They're still using their own RAID layer though.
by cmurf on 1/28/20, 7:26 AM
kernel 5.5 released Sunday. Btrfs now has raid1c3, raid1c4 profiles for 3 and 4 copy raid1. Adds new checksum algorithms: xxhash, blake2b, sha256.
Async discards coming in 5.6. https://lore.kernel.org/linux-btrfs/cover.1580142284.git.dst...
by abotsis on 1/27/20, 4:30 PM
It’s worth noting that much of the premise of the article (wanting flexibility) is outdated. Zfs has support for removing top-level raid 0/1 vdevs now. So you can take a raid10 pool, and remove a top level mirror vdev completely. Note that this doesn’t work for raid5/6 vdevs, but as the author points out, those are becoming less and less used because of rebuild time and performance.
In addition to the slew of other features Btrfs is missing (send/recv, dedup, etc) zfs allows you to dedicate something like an Intel optane (or other similar high write endurance, low latency ssd) to act as stable storage for sync writes, and a different device (typically mlc or tlc flash) to extend the read cache.
by geophertz on 1/27/20, 4:12 PM
Is using btrfs on a personal machine something to do?
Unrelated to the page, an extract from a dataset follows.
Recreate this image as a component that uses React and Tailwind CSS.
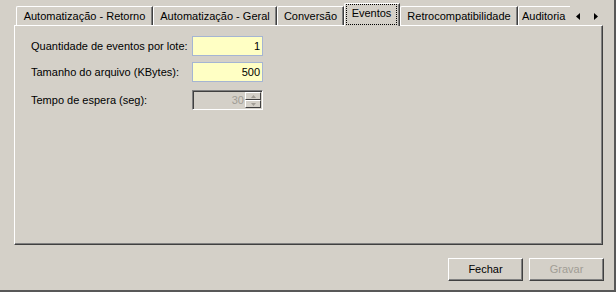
import React from "react";

const tabs = [
  { label: "Automatização - Retorno", w: "w-[137px]" },
  { label: "Automatização - Geral", w: "w-[124px]" },
  { label: "Conversão", w: "w-[67px]" },
  { label: "Eventos", w: "w-[56px]", selected: true },
  { label: "Retrocompatibilidade", w: "w-[118px]" },
  { label: "Auditoria", w: "w-[52px]", clipped: true },
];

function Tab({ label, w, selected, clipped }) {
  if (selected) {
    return (
      <div
        className={`${w} h-[23px] mb-[-1px] relative z-10 bg-[#d4d0c8] border-t border-l border-white border-r border-r-[#404040] shadow-[inset_-1px_0_0_#808080] rounded-tl-[2px] flex items-start`}
      >
        <span className="ml-[1px] w-[51px] h-[21px] border border-dotted border-black flex items-center justify-center pb-[3px] leading-none">
          {label}
        </span>
      </div>
    );
  }
  return (
    <div
      className={`${w} h-[19px] bg-[#d4d0c8] border-t border-l border-white ${
        clipped ? "" : "border-r border-r-[#404040] shadow-[inset_-1px_0_0_#808080]"
      } rounded-tl-[2px] flex items-center ${clipped ? "justify-start pl-[3px]" : "justify-center"} leading-none overflow-hidden whitespace-nowrap pt-[1px]`}
    >
      {label}
    </div>
  );
}

function Row({ label, value, disabled, className }) {
  return (
    <div className={`flex items-center h-[20px] ${className || ""}`}>
      <div className="w-[161px] leading-none">{label}</div>
      {disabled ? (
        <div className="w-[71px] h-[20px] border-t border-l border-t-[#808080] border-l-[#808080] border-b border-r border-b-white border-r-white shadow-[inset_1px_1px_0_#404040] flex items-center justify-end pr-[1px]">
          <span className="text-[#a19d95] leading-none mr-[1px]">{value}</span>
          <div className="flex flex-col w-[16px] h-[16px]">
            {[0, 1].map((i) => (
              <div
                key={i}
                className="h-[8px] bg-[#d4d0c8] border-t border-l border-t-white border-l-white border-b border-r border-b-[#404040] border-r-[#404040] flex items-center justify-center"
              >
                <svg width="5" height="3" viewBox="0 0 5 3">
                  {i === 0 ? (
                    <polygon points="2.5,0 5,3 0,3" fill="#a19d95" />
                  ) : (
                    <polygon points="0,0 5,0 2.5,3" fill="#a19d95" />
                  )}
                </svg>
              </div>
            ))}
          </div>
        </div>
      ) : (
        <div className="w-[71px] h-[20px] border border-[#a5b5d3] bg-[#ffffc4] flex items-center justify-end pr-[2px] leading-none">
          {value}
        </div>
      )}
    </div>
  );
}

function Button({ children, disabled }) {
  return (
    <div
      className={`w-[75px] h-[23px] border-t border-l border-t-white border-l-white border-b border-r border-b-[#404040] border-r-[#404040] shadow-[inset_-1px_-1px_0_#808080] flex items-center justify-center leading-none ${
        disabled ? "text-[#a19d95]" : "text-black"
      }`}
    >
      {children}
    </div>
  );
}

export default function App() {
  return (
    <div className="w-[616px] h-[292px] bg-[#d4d0c8] border-r-2 border-b-2 border-[#585858] flex flex-col font-['Liberation_Sans',Arial,sans-serif] text-[11px] text-black overflow-hidden">
      <div className="flex items-end h-[25px] pl-[16px]">
        {tabs.map((t) => (
          <Tab key={t.label} {...t} />
        ))}
        <div className="h-[19px] flex items-center pt-[2px] ml-[6px] gap-[14px]">
          <svg width="4" height="7" viewBox="0 0 4 7">
            <polygon points="4,0 4,7 0,3.5" fill="#000" />
          </svg>
          <svg width="4" height="7" viewBox="0 0 4 7">
            <polygon points="0,0 0,7 4,3.5" fill="#000" />
          </svg>
        </div>
      </div>
      <div className="ml-[14px] w-[589px] h-[220px] border-t border-l border-white border-r border-b border-r-[#404040] border-b-[#404040] shadow-[inset_-1px_-1px_0_#808080] pl-[16px] pt-[10px] flex flex-col">
        <Row label="Quantidade de eventos por lote:" value="1" />
        <Row label="Tamanho do arquivo (KBytes):" value="500" className="mt-[6px]" />
        <Row label="Tempo de espera (seg):" value="30" disabled className="mt-[8px]" />
      </div>
      <div className="flex justify-end gap-[6px] pr-[10px] mt-[13px]">
        <Button>Fechar</Button>
        <Button disabled>Gravar</Button>
      </div>
    </div>
  );
}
It seems that all the comments as well as articles about it, just assume you're running it on a server.
The ability to add and remove disks on a desktop machine is very tempting.
by mdip on 1/27/20, 3:26 PM
I've been a `btrfs` user for the better part of 4 years despite, at the time, a very vocal group providing advice against it[0].
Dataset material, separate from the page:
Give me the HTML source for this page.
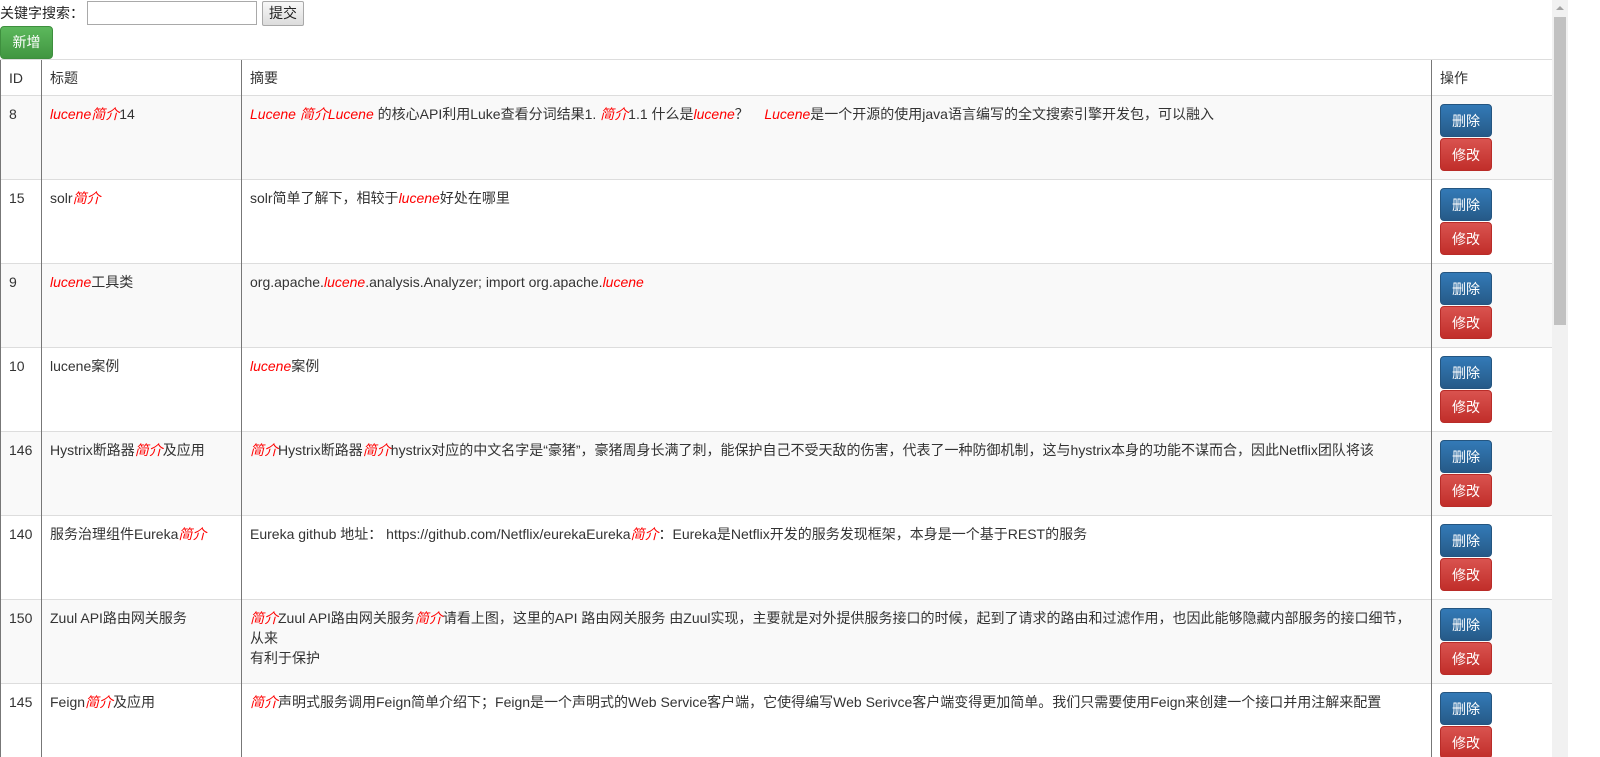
<!DOCTYPE html>
<html><head><meta charset="utf-8"><style>
html,body{margin:0;padding:0;background:#fff;overflow:hidden}
body{width:1600px;height:757px;position:relative;font-family:"Liberation Sans","Noto Sans CJK SC",sans-serif;font-size:14px;color:#333}
.top{position:absolute;left:0;top:1px;height:24px;line-height:24px;color:#222}
.top input{position:absolute;left:87px;top:0;width:166px;height:20px;border:1px solid #a9a9a9;padding:1px;margin:0}
.top .sub{position:absolute;left:262px;top:0;width:40px;height:23px;border:1px solid #a9a9a9;background:linear-gradient(#f8f8f8,#dcdcdc);border-radius:2px;text-align:center;line-height:22px;font-size:14px;color:#222}
.add{position:absolute;left:0;top:26px;width:53px;height:33px;background:linear-gradient(#5cb85c,#419641);border:1px solid #3e8f3e;box-sizing:border-box;border-radius:4px;color:#fff;text-align:center;line-height:31px;font-size:14px}
table{position:absolute;left:0;top:59px;width:1552px;border-collapse:collapse;border:1px solid #333;table-layout:fixed}
td,th{padding:8px;line-height:20px;vertical-align:top;text-align:left;font-weight:normal;border-left:1px solid #777;border-top:1px solid #ddd}
th{height:20px;padding-bottom:7px;padding-top:8px}
tr.g td{background:#f9f9f9}
td{height:66px}
i{color:#f00}
.b{display:block;width:52px;height:33px;border-radius:4px;color:#fff;text-align:center;line-height:33px;box-sizing:border-box}
.d{background:linear-gradient(#337ab7,#265a88);border:1px solid #245580}
.e{background:linear-gradient(#d9534f,#c12e2a);border:1px solid #b92c28;margin-top:1px}
.sb{position:absolute;left:1552px;top:0;width:16px;height:757px;background:#f1f1f1}
.th{position:absolute;left:1554px;top:17px;width:12px;height:308px;background:#c1c1c1}
.ar{position:absolute;left:1556px;top:6px;width:0;height:0;border-left:4px solid transparent;border-right:4px solid transparent;border-bottom:4px solid #a3a3a3}
</style></head><body>
<div class="top">关键字搜索：<input type="text"><span class="sub">提交</span></div>
<div class="add">新增</div>
<table>
<colgroup><col style="width:41px"><col style="width:200px"><col style="width:1190px"><col style="width:121px"></colgroup>
<tr><th>ID</th><th>标题</th><th>摘要</th><th>操作</th></tr>
<tr class="g"><td>8</td><td><i>lucene简介</i>14</td><td><i>Lucene 简介Lucene</i> 的核心API利用Luke查看分词结果1. <i>简介</i>1.1 什么是<i>lucene</i>？&nbsp;&nbsp;&nbsp; <i>Lucene</i>是一个开源的使用java语言编写的全文搜索引擎开发包，可以融入</td><td><span class="b d">删除</span><span class="b e">修改</span></td></tr>
<tr><td>15</td><td>solr<i>简介</i></td><td>solr简单了解下，相较于<i>lucene</i>好处在哪里</td><td><span class="b d">删除</span><span class="b e">修改</span></td></tr>
<tr class="g"><td>9</td><td><i>lucene</i>工具类</td><td>org.apache.<i>lucene</i>.analysis.Analyzer; import org.apache.<i>lucene</i></td><td><span class="b d">删除</span><span class="b e">修改</span></td></tr>
<tr><td>10</td><td>lucene案例</td><td><i>lucene</i>案例</td><td><span class="b d">删除</span><span class="b e">修改</span></td></tr>
<tr class="g"><td>146</td><td>Hystrix断路器<i>简介</i>及应用</td><td><i>简介</i>Hystrix断路器<i>简介</i>hystrix对应的中文名字是“豪猪”，豪猪周身长满了刺，能保护自己不受天敌的伤害，代表了一种防御机制，这与hystrix本身的功能不谋而合，因此Netflix团队将该</td><td><span class="b d">删除</span><span class="b e">修改</span></td></tr>
<tr><td>140</td><td>服务治理组件Eureka<i>简介</i></td><td>Eureka github 地址： https://github.com/Netflix/eurekaEureka<i>简介</i>：Eureka是Netflix开发的服务发现框架，本身是一个基于REST的服务</td><td><span class="b d">删除</span><span class="b e">修改</span></td></tr>
<tr class="g"><td>150</td><td>Zuul API路由网关服务</td><td><i>简介</i>Zuul API路由网关服务<i>简介</i>请看上图，这里的API 路由网关服务 由Zuul实现，主要就是对外提供服务接口的时候，起到了请求的路由和过滤作用，也因此能够隐藏内部服务的接口细节，从来<br>有利于保护</td><td><span class="b d">删除</span><span class="b e">修改</span></td></tr>
<tr><td>145</td><td>Feign<i>简介</i>及应用</td><td><i>简介</i>声明式服务调用Feign简单介绍下；Feign是一个声明式的Web Service客户端，它使得编写Web Serivce客户端变得更加简单。我们只需要使用Feign来创建一个接口并用注解来配置</td><td><span class="b d">删除</span><span class="b e">修改</span></td></tr>
</table>
<div class="sb"></div><div class="th"></div><div class="ar"></div>
</body></html>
I'll be the first to say that it isn't a silver bullet for everything. But then, what filesystem really is? Filesystems are such a critical part of a running OS that we expect perfection for every use case; filesystem bugs or quirks[1] result in data loss which is usually Really Bad(tm).
That said, for the last two years, I've been running Linux on a Thinkpad with a Windows 10 VM in KVM/qemu -- both are running all the time. When I first configured my Windows 10 VM, performance was brutal; there were times when writes would stall the mouse cursor and the issue was directly related to `btrfs`. I didn't ditch the file-system, I switched to a raw volume for my VM and adjusted some settings that affected how `btrfs` interacted with it. I discovered similar things happened when running a `balance` on the filesystem and after a bit of research, found that changing the IO scheduler to one more commonly used on spindle HDDs made everything more stable.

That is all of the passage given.